MATCH (attack:SyntheticRequest)-[:COUNTERMEASURE_SUCCESS]->(c:SyntheticCountermeasure) 
WHERE attack.url contains 'attack1'
WITH collect(c) AS sourceNodes
call gds.pageRank.stream('threat', {
	sourceNodes: sourceNodes,
    relationshipWeightProperty: 'weight'
})
YIELD nodeId, score
WHERE score > 0
RETURN nodeId,gds.util.asNode(nodeId).name AS name, score
ORDER BY score DESC
1 Like

What I discovered in Neuler was that the weighted pagerank named graph code had relationshipWeightProperty in it, for named graph I believe it is only used for the call gds.pagerank. functions. (still valid for anonymized graphs though)

When I tried to use "WITH collect(c) as sourceNodes" I ended up with countermeasure 3 and 5 at the same rank for attack1. When I tried "WITH collect(attack)+collect(c) as sourceNodes" I got a different ranking between the two, but then I also got ranking on the Request nodes as well.

I found out that I could just add another statement to the WHERE score > 0.
gds.util.asNode(nodeId):SyntheticCountermeasure gives only the nodes I'm looking for :smiley:

(Ignore this if you already understand it, but just in case...)

When you don't provide any source nodes, every node in the threat graph starts with a score of 0.15. Those scores are then dispersed to neighbours over the iterations of the algorithm.

When you provide source nodes, only the source nodes in the threat graph start with a score of 0.15. And then the same dispersing process happens.
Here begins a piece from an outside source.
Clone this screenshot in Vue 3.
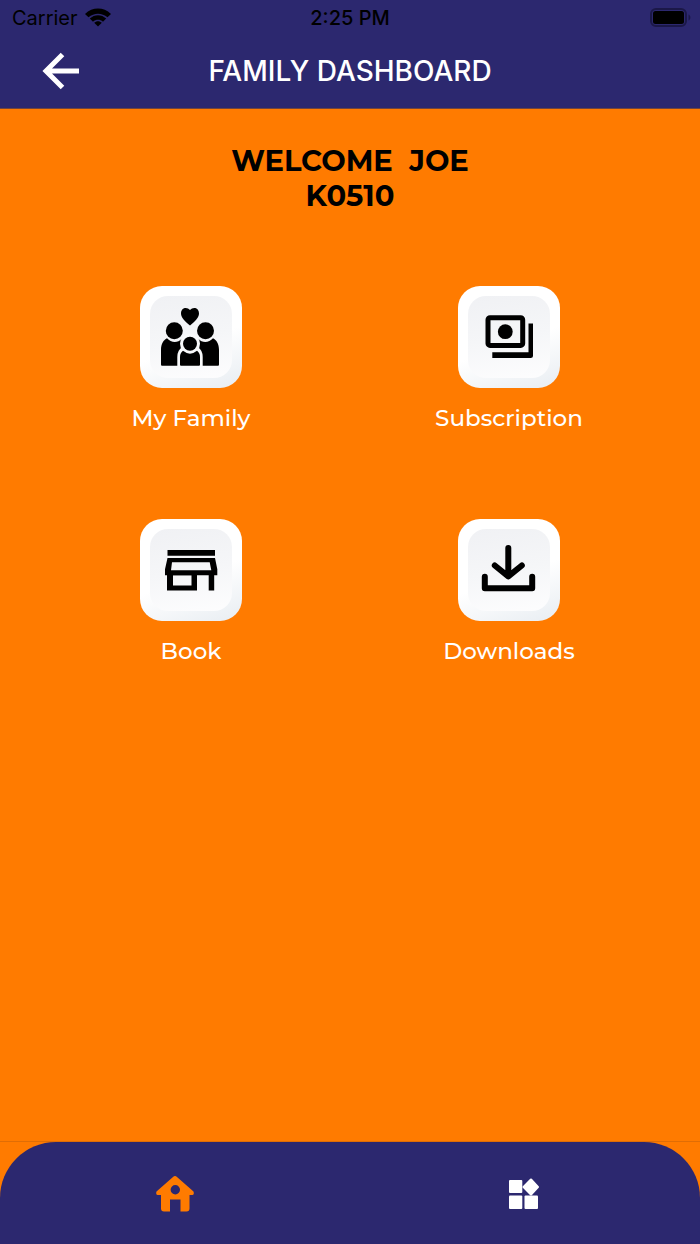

What it means is that when you provide source nodes, the nodes that are close to those source nodes will likely end up with higher (relative) scores than they otherwise would have.

So it is expected that you should get different scores (and maybe ranks) for nodes when you vary the source nodes.

1 Like

Are there other "recommender algorithms" that are relevant for my use case?

It looks like I'm still doing something wrong because I get the same results both in the "relationshipWeightProperty: 'weight'" set and without.....

I have started a new synthetic database in order to explore this algorithm further.
At the moment I'm trying to understand the impact of tweaking different settings as well as the impact on having single vs multiple "successful" relations to the countermeasure node in addition to having multiple "successful" relations with different weight.
This is the full dump of my database in json format: synthetic-threat-2020-11-29.json.txt. (4.9 KB)

To explain my steps in my testing:

First I create a graph projection of all nodes and relationships including the relationshipProperty 'weight'

Second I run the following personalized pagerank algoritm:

MATCH (attack:Request) WHERE attack.url contains 'attack1'
WITH collect(attack) as sourceNodes
CALL gds.pageRank.stream('full',{sourceNodes: sourceNodes,relationshipWeightProperty:'weight'}) YIELD nodeId,score
WHERE gds.util.asNode(nodeId):Countermeasure
RETURN gds.util.asNode(nodeId).name,score
ORDER BY score DESC

The countermeasure with a single successful relation will get the lower rank, but my two countermeasures with two successful relationships but different weight get the same ranking.
Which at the moment I do not understand.